Snout: Doth the moon shine that night we play our play?
Bottom: A calendar, a calendar! Look in the almanac. Find out moonshine, find out moonshine.
Quince: Yes, it doth shine that night.
Bottom: Why, then may you leave a casement of the great chamber window, where we play, open, and the moon may shine in at the casement.
Quince: Ay. Or else one must come in with a bush of thorns and a lantern, and say he comes to disfigure, or to present, the person of Moonshine.
--Midsummer Night's Dream, III,i.
The Chapins and ILA have gone Shakespeare's erstwhile stage-managers one better. Because the Collector is a reflector, it creates a trapezoidal chamber of moonlight itself. Who knows the benefits of bathing in its blue-white light, but who can doubt the sincerity --the complete lack of irony-- of its creators and researchers? They remind me of the guileless Rupert Sheldrake, patiently working an old folkloric seam out of its ancient shadows and into the light --the moonlight, in the Chapins' case.
Some of the critical commenters, thinking that the Chapins and their crew come in with a bush of thorns and a lantern, made the apparently obvious point that moonlight is just reflected sunlight. Not quite. According to the ILA site:
Light cast by the moon is 500,000 times less bright than the sun. This light, reflected from the sun, presents a distinctive spectrum composed of more reds and yellows, and possesses a different frequency than sunlight. This specific light spectrum has never been artificially duplicated.
Nor researched, they might have added, which is what they're doing right now.
Critics who think that moonlight has no power should reflect (yes, I know) on what the power of sunlight has brought forth upon the earth --including the very eyes they roll in dismissal of "these frauds." Light makes eyes. The moon has been around nearly as long as the Earth itself, so why wouldn't its regular cycling have its own set of luminal influences? For almost four billion years some kind of solar light, directly blazing or downshifted, has poured down upon us without interruption. We are the children of the Earth, the Sun, and the Moon.
I'll have to imagine the experience of the Moonlight Collector, as I will for all the artworks I listed above (except "The Doors"). But motivations enter here as well, both the artist's and the one who experiences. The Chapins' motivation was and continues to be healing --not a usual element of aesthetics, to be sure. People don't go to those artworks to be healed, more's the pity. They go out of curiosity or amusement or, in the case of "Lightning Field" and Roden Crater, to tick items off an intinerary of artistic experiences. Stories for cocktail parties.
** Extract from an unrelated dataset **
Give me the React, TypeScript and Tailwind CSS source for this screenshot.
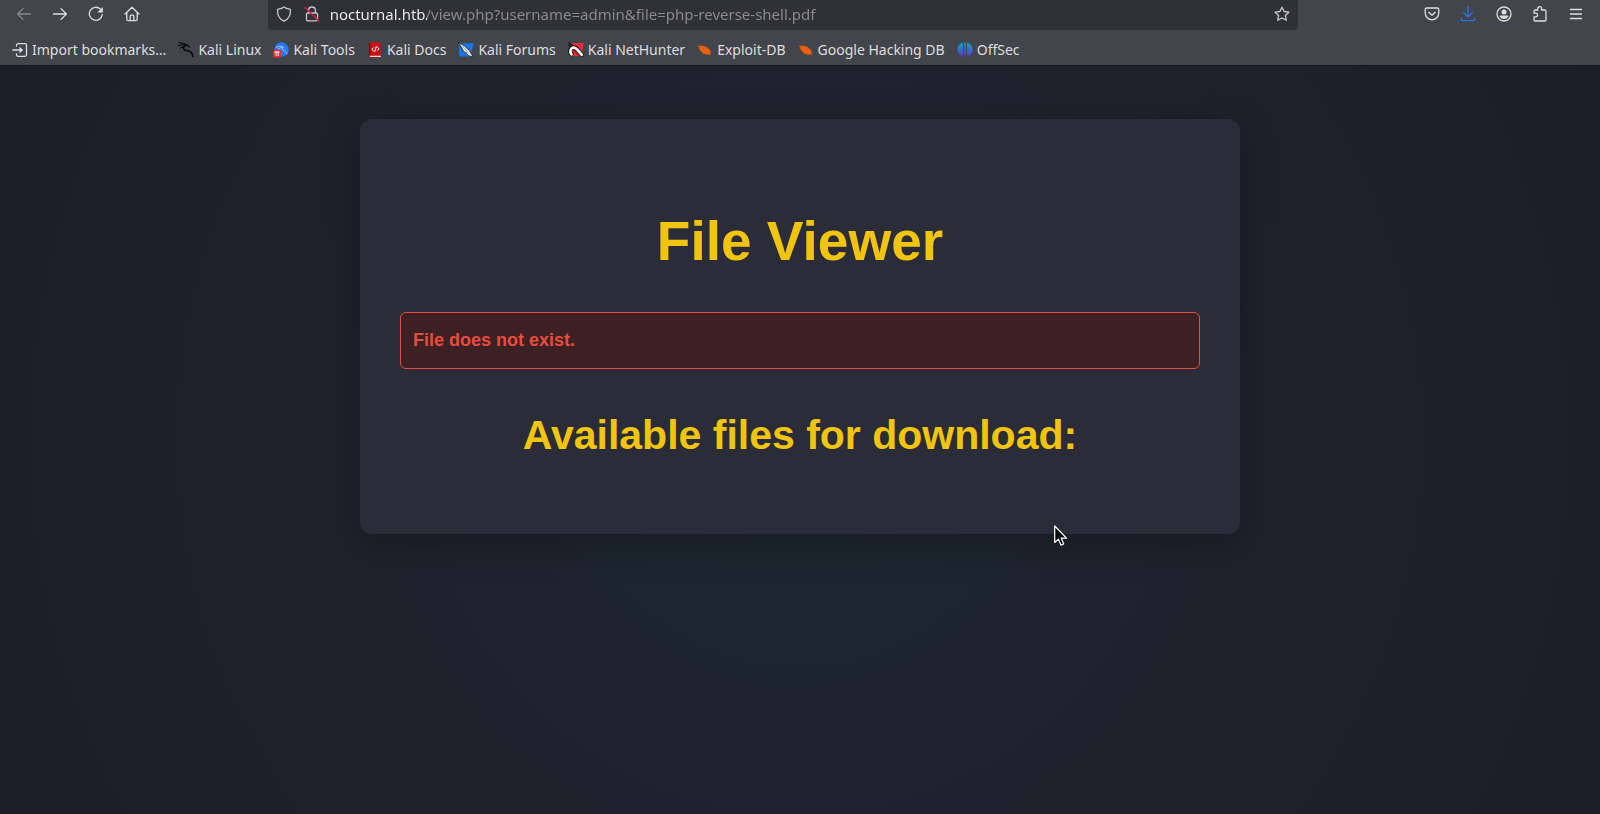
import type { ReactNode } from "react";

type IconProps = { children: ReactNode; className?: string };

function Icon({ children, className = "" }: IconProps) {
  return (
    <svg
      viewBox="0 0 16 16"
      aria-hidden="true"
      fill="none"
      stroke="currentColor"
      strokeWidth="1.3"
      strokeLinecap="round"
      strokeLinejoin="round"
      className={`size-4 shrink-0 ${className}`}
    >
      {children}
    </svg>
  );
}

function ToolButton({ label, className = "", children }: { label: string; className?: string; children: ReactNode }) {
  return (
    <button type="button" aria-label={label} className={`flex size-7 items-center justify-center rounded ${className}`}>
      {children}
    </button>
  );
}

const bug = (
  <Icon>
    <path d="M1.3 3.2 4 5M5 2.2l1 3M9 3.4l.8 2.2M13.5 6.5l-1 1.5M3 9.5l2-.5M5.2 12.5l2-1.5M14.5 10l-2-.5M13 13l-1.4-1.6" stroke="#8a4a24" strokeWidth=".8" />
    <path d="M2.200 5.200C3.200 3.400 5.200 3.400 7.400 4.200c2.700 1 4.800 2.500 5.800 4.600.7 1.600.300 3.200-1.100 3.700-2.400.6-5.300-.6-7.300-2.600C3.100 8.300 1.600 6.700 2.200 5.200Z" fill="#ea5f10" stroke="none" />
    <path d="m1.500 4.500 1.500-.3M12 11.500l1.600.9" stroke="#ea5f10" strokeWidth="1" />
  </Icon>
);

const bookmarks: { label: string; icon: ReactNode }[] = [
  {
    label: "Import bookmarks…",
    icon: (
      <Icon>
        <path d="M4.500 4V3.200c0-.9.600-1.500 1.500-1.500h7c.9 0 1.500.6 1.500 1.500v9.600c0 .9-.6 1.500-1.500 1.500H6c-.9 0-1.500-.6-1.500-1.500V12M.8 8h8" />
        <path d="M7.500 4.800 11.200 8l-3.700 3.200Z" fill="currentColor" stroke="none" />
      </Icon>
    ),
  },
  {
    label: "Kali Linux",
    icon: (
      <Icon>
        <path d="M.7.8c2.500 0 5.300.5 7 1.600M.7 3.600C3 2.600 5.500 2.500 7.500 3.200M2.500 6.200c1.400-1.300 3-2 4.800-2" stroke="#08090b" strokeWidth="1.100" />
        <path d="M7 2.600c1.900 0 3.400.8 4.300 2.400M7.500 3.600C5.600 4.300 5 5.500 5.600 6.800c.8 1.600 2.600 1.700 4.600 2.100 2.700.5 4.400 2.200 4.700 5.800" stroke="#08090b" strokeWidth="1.500" />
      </Icon>
    ),
  },
  {
    label: "Kali Tools",
    icon: (
      <Icon>
        <circle cx="8.500" cy="7.500" r="7.200" fill="#2878f0" stroke="none" />
        <path d="M3.200 5.500C6 3.500 9 3.800 11 5.600M4.500 7.500C6.500 5.500 9 5.400 10 6c-1.400.8-1 1.900.4 2.300 2 .6 3 1.700 3.500 3.500" stroke="#a9cbff" strokeWidth="1" />
        <rect x="0" y="7.500" width="8" height="8.200" rx="2.500" fill="#e52b36" stroke="none" />
        <path d="M1.900 10h4.300M3.100 10v3.600M5.200 10v3.600" stroke="#fff" strokeWidth="1" />
      </Icon>
    ),
  },
  {
    label: "Kali Docs",
    icon: (
      <Icon>
        <path d="M3.500.5h10v15h-10A1.500 1.500 0 0 1 2 14V2A1.500 1.500 0 0 1 3.500.5Z" fill="#cf0f12" stroke="none" />
        <path d="M2 2A1.500 1.500 0 0 1 3.500.5V13A1.500 1.500 0 0 0 2 14Z" fill="#7d0b10" stroke="none" />
        <path d="M3.500 14.300h10" stroke="#e9dada" strokeWidth="1.200" />
        <path d="M6.500 5.700 4.900 7.300l1.600 1.500M10.500 5.300l1.600 1.500-1.600 1.600M9.300 4.500 7.800 9.500" stroke="#fff" strokeWidth="1" />
      </Icon>
    ),
  },
  {
    label: "Kali Forums",
    icon: (
      <Icon>
        <path d="M.8 1.200h15l-3.500 13.300H1.200Z" fill="#1b74e4" stroke="none" />
        <path d="M.5.800 6 3.500l5.500 5.200 3.800 6.500-5-1.800-5-4.600Z" fill="#f4f4f4" stroke="#171a20" strokeWidth=".8" />
        <path d="m4.500 4 4.500 5.500M8 10l3 1.500M2 2.400l3 4.800" stroke="#3b3f46" strokeWidth=".5" />
      </Icon>
    ),
  },
  {
    label: "Kali NetHunter",
    icon: (
      <Icon>
        <path d="M3.500 1h12.300l-2.600 13H1.500l1-6Z" fill="#e62b36" stroke="none" />
        <path d="M.5.800 5 3.500M.4 3.300l2.800.9" stroke="#101216" strokeWidth="1.100" />
        <path d="M3.300 12.300C1 9.800 1.700 5.900 5 5.200c3.300-.6 4.200 2.600 8.800 7.800" stroke="#15171c" strokeWidth="4" />
        <path d="M3.600 12.300C1.400 9.800 2.300 6.200 5.200 5.600c3-.5 4.200 2.700 8.600 7.200" stroke="#fff" strokeWidth="2.600" />
        <path d="M5.400 12.300c-1.600-2.500-.4-4.200 1.100-3.500 1.500.8 1.500 2.500 3.500 4" stroke="#15171c" strokeWidth=".8" />
      </Icon>
    ),
  },
  { label: "Exploit-DB", icon: bug },
  { label: "Google Hacking DB", icon: bug },
  {
    label: "OffSec",
    icon: (
      <Icon>
        <defs>
          <linearGradient id="offsec" gradientUnits="userSpaceOnUse" x1="0" y1="0" x2="0" y2="16">
            <stop offset="0" stopColor="#12a3b8" />
            <stop offset=".5" stopColor="#2f6fd0" />
            <stop offset="1" stopColor="#6a25c9" />
          </linearGradient>
        </defs>
        <g fill="url(#offsec)" stroke="none">
          <path d="M6 .5C2.500 1.500.300 4.500.300 7.800c0 3 1.800 5.400 4.500 6.200.7-.6 1.200-1.500 1.200-2.500Z" />
          <path d="M10 .5c3.500 1 5.700 4 5.700 7.300 0 3-1.800 5.400-4.500 6.200-.7-.6-1.200-1.500-1.200-2.500Z" />
          <path d="M7.200.5h1.600v15.300H7.200Z" />
        </g>
      </Icon>
    ),
  },
];

function Toolbar() {
  return (
    <nav aria-label="Navigation" className="flex h-[30px] items-center">
      <div className="flex flex-[267] items-center gap-2 pb-0.5 pl-[10px]">
        <ToolButton label="Back" className="text-[#87888d]">
          <Icon><path d="M14.500 8H1.600M7 2.600 1.600 8 7 13.400" /></Icon>
        </ToolButton>
        <ToolButton label="Forward">
          <Icon><path d="M1.500 8h12.900M9 2.600 14.400 8 9 13.400" /></Icon>
        </ToolButton>
        <ToolButton label="Reload">
          <Icon>
            <path d="M14.300 8.700A6.500 6.500 0 1 1 12.300 3" />
            <path d="M14.900.900v5.500H9.400Z" fill="currentColor" stroke="none" />
          </Icon>
        </ToolButton>
        <ToolButton label="Home">
          <Icon>
            <path d="M1 8 8 1.300 15 8M2.800 6.800v6.400c0 1 .6 1.500 1.500 1.500h7.400c.9 0 1.500-.5 1.500-1.500V6.800" />
            <path d="M6.200 14.500V10c0-.6.300-.9.800-.9h2c.5 0 .8.300.8.900v4.500" />
          </Icon>
        </ToolButton>
      </div>

      <div className="flex h-[30px] w-full max-w-[1030px] items-center rounded-b bg-[#303136] px-2 pb-0.5 text-[#c9c9cc]">
        <Icon><path d="M8 .9c1.600 1.200 3.700 1.900 5.700 2.200.5.100.8.4.8 1C14.600 9.200 12 13.600 8 15.200 4 13.600 1.400 9.200 1.500 4.100c0-.6.300-.9.800-1C4.300 2.800 6.400 2.100 8 .9Z" /></Icon>
        <Icon className="ml-3">
          <path d="M4.600 6.800V4.400a3.400 3.400 0 0 1 6.800 0v2.400M3.800 7h8.400c.8 0 1.300.5 1.300 1.300v5.200c0 .8-.5 1.300-1.300 1.300H3.800c-.8 0-1.300-.5-1.300-1.300V8.300C2.500 7.500 3 7 3.800 7Z" />
          <path d="m1.200 1.600 13.600 13.400" stroke="#e2184a" strokeWidth="1.400" />
        </Icon>
        <input
          type="text"
          aria-label="Address"
          spellCheck={false}
          defaultValue="nocturnal.htb/view.php?username=admin&file=php-reverse-shell.pdf"
          className="ml-[10px] h-7 min-w-0 flex-1 bg-[linear-gradient(to_right,#f2f2f4_97px,#8c8c90_97px)] bg-clip-text text-[15px] text-transparent outline-none"
        />
        <button type="button" aria-label="Bookmark this page">
          <Icon><path d="m8 1.200 2.100 4.300 4.800.7-3.500 3.300.9 4.800L8 12l-4.300 2.300.9-4.800L1.100 6.200l4.800-.7Z" /></Icon>
        </button>
      </div>

      <div className="flex flex-[303] items-center justify-end gap-2 pr-[10px] pb-0.5">
        <ToolButton label="Save to Pocket">
          <Icon>
            <path d="M2.700 2h10.600c.9 0 1.500.6 1.500 1.500V7a6.800 6.800 0 0 1-13.600 0V3.500C1.200 2.600 1.800 2 2.700 2Z" />
            <path d="M4.800 6.200 8 9.300l3.200-3.100" />
          </Icon>
        </ToolButton>
        <ToolButton label="Downloads" className="text-[#2a72ea]">
          <Icon><path d="M8 .7v10.100M3.600 6.600 8 11l4.400-4.400M1.300 12.200v1c0 .9.600 1.500 1.500 1.500h10.400c.9 0 1.500-.6 1.500-1.500v-1" /></Icon>
        </ToolButton>
        <ToolButton label="Account">
          <Icon>
            <circle cx="8" cy="8" r="7" />
            <circle cx="8" cy="5.900" r="2.500" fill="currentColor" stroke="none" />
            <path d="M4.300 9.400h7.400c.5 0 .8.500.6 1A4.800 4.800 0 0 1 8 13a4.800 4.800 0 0 1-4.300-2.600c-.2-.5.100-1 .6-1Z" fill="currentColor" stroke="none" />
          </Icon>
        </ToolButton>
        <ToolButton label="Extensions">
          <Icon><path d="M5.800 4V2.600a1.900 1.900 0 0 1 3.800 0V4h3.200c.8 0 1.200.4 1.200 1.200v8.600c0 .8-.4 1.200-1.200 1.200H3.200c-.8 0-1.200-.4-1.200-1.200v-3h1.800a1.800 1.800 0 0 0 0-3.600H2v-2C2 4.400 2.400 4 3.200 4Z" /></Icon>
        </ToolButton>
        <ToolButton label="Menu">
          <Icon><path d="M2.500 3.500h11M2.500 8h11M2.500 12.500h11" /></Icon>
        </ToolButton>
      </div>
    </nav>
  );
}

export default function App() {
  return (
    <div className="flex min-h-screen flex-col font-['Liberation_Sans',Arial,sans-serif]">
      <header className="border-b border-[#15171d] bg-[#43454c] font-['Noto_Sans',sans-serif] text-[#dededf]">
        <Toolbar />
        <nav aria-label="Bookmarks" className="flex h-[35px] items-center gap-3 overflow-hidden px-3 pt-2 pb-[3px] text-[14px] leading-5">
          {bookmarks.map(({ label, icon }) => (
            <a key={label} href="#" className="flex items-center gap-1 whitespace-nowrap">
              {icon}
              {label}
            </a>
          ))}
        </nav>
      </header>

      <main className="relative flex-1 bg-[radial-gradient(circle,#1e2730,#1c1e27)] px-6 pt-[53px]">
        <section className="mx-auto max-w-[880px] rounded-xl bg-[#2a2c37] px-10 pt-[92px] pb-[74px] shadow-[0_10px_38px_rgba(0,0,0,0.25)]">
          <h1 className="text-center text-[55px] leading-[60px] font-bold text-[#f1c40f]">File Viewer</h1>
          <p role="alert" className="mt-[41px] rounded-md border border-[#e74c3c] bg-[#3c2024] px-3 py-[14px] text-[18px] leading-[27px] font-bold text-[#e74c3c]">
            File does not exist.
          </p>
          <h2 className="mt-[41px] text-center text-[41px] leading-[50px] font-bold text-[#f1c40f]">
            Available files for download:
          </h2>
        </section>
        <svg viewBox="0 0 14 22" aria-hidden="true" className="absolute top-[459px] left-1/2 ml-[254px] h-[22px] w-[14px]">
          <path d="M.7 1v16.500l3.700-3.400 2.500 6 2.800-1.200-2.500-5.800h5.300Z" fill="#08090b" stroke="#fff" strokeWidth="1.200" strokeLinejoin="round" />
        </svg>
      </main>
    </div>
  );
}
As for the artists' motivations, who knows, but often it's just an infantile fantasy realized: "I've always wanted to make that thing." And too often it doesn't reverberate with others. Here's where I went on and on in the earlier piece, and lost myself. So I'll cut to the fine point and say that what truly distinguishes the Moonlight Collector from those artworks, and most others, is that it's unselfish.
Enough said--
[Sleeve tug] But what about the blue moon?
The bl--oh yeah! thanks for reminding me. There was a full moon on May 2nd, four days before Wagner published his article. And there will be another full moon arriving in the nick of time to qualify as a blue moon, the second full moon of a single month: May 31st.
I'll bet the Chapins have already lined up a record crowd. Bless them all.